An unmanned scale model prototype of the planned European shuttle is pictured during its first free test flight at the North European Aerospace Test Range in Kiruna, Sweden 1,230 kilometers (770 miles) north of Stockholm, Saturday, May 8, 2004

M3ntal writes:
Europe took a step towards creating an unmanned space shuttle on Saturday when a prototype landed autonomously after a test flight in Sweden.

The shuttle prototype, called Phoenix, is one of several proposals for a European reusable launch vehicle (RLV) planned to cheaply ferry satellites into orbit by 2015.

In Saturday's trial, Phoenix glided to a perfect landing 90 seconds after a helicopter released it from a height of 2400 metres. The prototype is being used to test ways of landing without the intervention of human controllers. Phoenix uses cues from GPS satellites, radar and laser altimeters, as well as pressure and speed sensors.

"I was there and I had tears in my eyes," says Mathias Spude, a spokesman for aerospace company EADS Space Transportation, which built Phoenix. "We were all under enormous pressure and for us Europeans it was a fantastic moment to witness. It landed three centimetres from the middle of the runway, which is not too bad."


Hopping into space

Phoenix will be released in three more tests over the next two weeks. The first will repeat Saturday's flight but the next two will test "more demanding" landings, in which the craft will be dropped from a different angle or orientation to the landing strip. If all goes well, the next target will be to release the craft from a height of 25 kilometres within three years.

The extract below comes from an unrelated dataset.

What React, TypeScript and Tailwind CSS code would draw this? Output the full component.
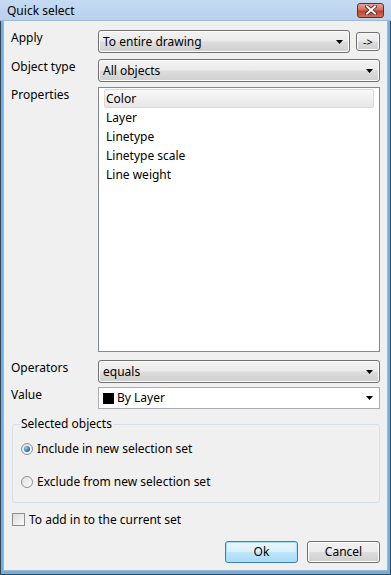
import type { ReactNode } from 'react';

const properties = ['Color', 'Layer', 'Linetype', 'Linetype scale', 'Line weight'];

function Arrow() {
  return (
    <svg width="7" height="4" viewBox="0 0 7 4" className="shrink-0">
      <path d="M0 0 H7 L3.5 4 Z" fill="#000" />
    </svg>
  );
}

function Combo({ children, className = '' }: { children: ReactNode; className?: string }) {
  return (
    <div
      className={`h-[23px] flex items-center justify-between pl-[4px] pr-[6px] rounded-[3px] border border-[#707070] bg-[linear-gradient(#f2f2f2_0%,#ebebeb_48%,#dddddd_52%,#cfcfcf_100%)] shadow-[inset_0_0_0_1px_#fcfcfc] ${className}`}
    >
      <span>{children}</span>
      <Arrow />
    </div>
  );
}

function Row({ label, children, className = '' }: { label: string; children: ReactNode; className?: string }) {
  return (
    <div className={`flex ${className}`}>
      <div className="w-[94px] pl-[7px] pt-[2px] shrink-0">{label}</div>
      <div className="flex-1 min-w-0">{children}</div>
    </div>
  );
}

function Radio({ checked }: { checked?: boolean }) {
  return (
    <span className="w-[12px] h-[12px] rounded-full border border-[#8e8f8f] bg-[linear-gradient(135deg,#e0e0e0,#fbfbfb)] flex items-center justify-center shrink-0">
      {checked && (
        <span className="w-[6px] h-[6px] rounded-full bg-[radial-gradient(circle_at_35%_35%,#8fd0f7,#1767a8_70%,#0d3f6e)]" />
      )}
    </span>
  );
}

export default function App() {
  return (
    <div className="w-[391px] h-[575px] border border-[#34465a] bg-[#6eb0e3] flex flex-col text-[12px] text-black font-['Noto_Sans',sans-serif] leading-none">
      <div className="h-[21px] -mx-px -mt-px px-[7px] flex items-center justify-between bg-[linear-gradient(#c5dbf3,#b9d1ec)] border-b border-[#9fb8d3] shrink-0">
        <span className="pt-[1px]">Quick select</span>
        <div className="w-[27px] h-[15px] rounded-[3px] border border-[#6b2a25] bg-[linear-gradient(#e8a495_0%,#d76c5b_45%,#c23f2d_55%,#d0705a_100%)] flex items-center justify-center">
          <svg width="12" height="10" viewBox="0 0 12 10">
            <path d="M2 1.5 L10 8.5 M10 1.5 L2 8.5" stroke="#4a2320" strokeWidth="3.6" strokeLinecap="square" />
            <path d="M2 1.5 L10 8.5 M10 1.5 L2 8.5" stroke="#fff" strokeWidth="2" strokeLinecap="square" />
          </svg>
        </div>
      </div>

      <div className="flex-1 mx-[2px] mb-[3px] bg-[#f0f0f0] border-l border-r border-b border-[#9fb8d3] flex flex-col pt-[9px] pr-[7px]">
        <Row label="Apply">
          <div className="flex items-start gap-[6px]">
            <Combo className="flex-1">To entire drawing</Combo>
            <div className="mt-[2px] w-[24px] h-[19px] rounded-[3px] border border-[#707070] bg-[linear-gradient(#f2f2f2_0%,#ebebeb_48%,#dddddd_52%,#cfcfcf_100%)] shadow-[inset_0_0_0_1px_#fcfcfc] flex items-center justify-center text-[11px]">
              -&gt;
            </div>
          </div>
        </Row>

        <Row label="Object type" className="mt-[6px]">
          <Combo>All objects</Combo>
        </Row>

        <Row label="Properties" className="mt-[5px]">
          <div className="h-[265px] border border-[#828790] bg-white pt-[1px] px-[5px]">
            {properties.map((p, i) => (
              <div
                key={p}
                className={`h-[19px] flex items-center pl-[1px] rounded-[2px] border ${
                  i === 0
                    ? 'border-[#d9d9d9] bg-[linear-gradient(#fafafa,#e6e6e6)]'
                    : 'border-transparent'
                }`}
              >
                {p}
              </div>
            ))}
          </div>
        </Row>

        <Row label="Operators" className="mt-[8px]">
          <Combo>equals</Combo>
        </Row>

        <Row label="Value" className="mt-[4px]">
          <div className="h-[22px] flex items-center justify-between pl-[4px] pr-[6px] border border-[#abadb3] bg-white">
            <span className="flex items-center gap-[3px]">
              <span className="w-[11px] h-[11px] bg-black" />
              By Layer
            </span>
            <Arrow />
          </div>
        </Row>

        <fieldset className="mt-[9px] ml-[8px] h-[85px] border border-[#d5dfe5] rounded-[3px] px-[8px] pb-0">
          <legend className="px-[1px] ml-[-1px]">Selected objects</legend>
          <label className="flex items-center gap-[4px] mt-[13px]">
            <Radio checked />
            Include in new selection set
          </label>
          <label className="flex items-center gap-[4px] mt-[21px]">
            <Radio />
            Exclude from new selection set
          </label>
        </fieldset>

        <label className="flex items-center gap-[4px] ml-[8px] mt-[10px]">
          <span className="w-[13px] h-[13px] border border-[#8e8f8f] bg-[linear-gradient(135deg,#dcdcdc,#fafafa)] shrink-0" />
          To add in to the current set
        </label>

        <div className="flex justify-end gap-[9px] mt-[15px]">
          <div className="w-[73px] h-[22px] rounded-[3px] border border-[#3c7fb1] bg-[linear-gradient(#eaf6fd_0%,#d9f0fc_48%,#bee6fd_52%,#a7d9f5_100%)] shadow-[inset_0_0_0_1px_#a6e1fb] flex items-center justify-center">
            Ok
          </div>
          <div className="w-[73px] h-[22px] rounded-[3px] border border-[#707070] bg-[linear-gradient(#f2f2f2_0%,#ebebeb_48%,#dddddd_52%,#cfcfcf_100%)] shadow-[inset_0_0_0_1px_#fcfcfc] flex items-center justify-center">
            Cancel
          </div>
        </div>
      </div>
    </div>
  );
}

Phoenix is seven metres long and has a wing span of four metres, making it one-seventh the size of a proposed RLV named Hopper. This would launch on a sled running on a four-kilometre-long track at Europe's space base in French Guiana, accelerated by either magnetic fields or steam.

At a height of 130 km, the vehicle would fire an expendable rocket to place its satellite payload into orbit. It would then "hop" down to an island in the Atlantic Ocean and be taken back to French Guiana by ship.

Spude says a reusable launch vehicle like Hopper could halve the cost of sending a satellite into orbit, which now stands at $15,000 per kilogram of payload.

Officials of the European Space Agency (ESA) agree. "All of us have this feeling that reusing the launcher is going to make the launch cheaper," says Luisa Innocenti, ESA's future launchers technology coordinator. "[Imagine] throwing away an airplane after each flight. That's what we do when we launch satellites."


Expensive maintenance

The only reusable launch vehicle in recent use is the US space shuttle, which has been grounded until 2005 and is scheduled for retirement in 2010.

But the shuttle is based on decades-old technology and is very expensive to maintain, Innocenti told New Scientist. "We do not want to end up in the same situation as the shuttle, where they did a fantastic job but which proved so costly to operate that you cannot sell it [for satellite launches]."

ESA's plan is to select a single RLV design by the end of 2005 and to build it by 2015 or so. Competing with the Hopper is a class of "two-stage to orbit" designs, in which one or both rocket stages of a launcher are reusable.

The landing technology tested on Phoenix will also be incorporated into another re-usable vehicle called Socrates. This is not intended to reach orbit but to be capable of flying at 10 times the speed of sound and of turning around very quickly between flights.

ESA is not currently planning to send astronauts on any future RLVs. "But nobody excludes a man-rated version in 40 to 50 years," says Spudes.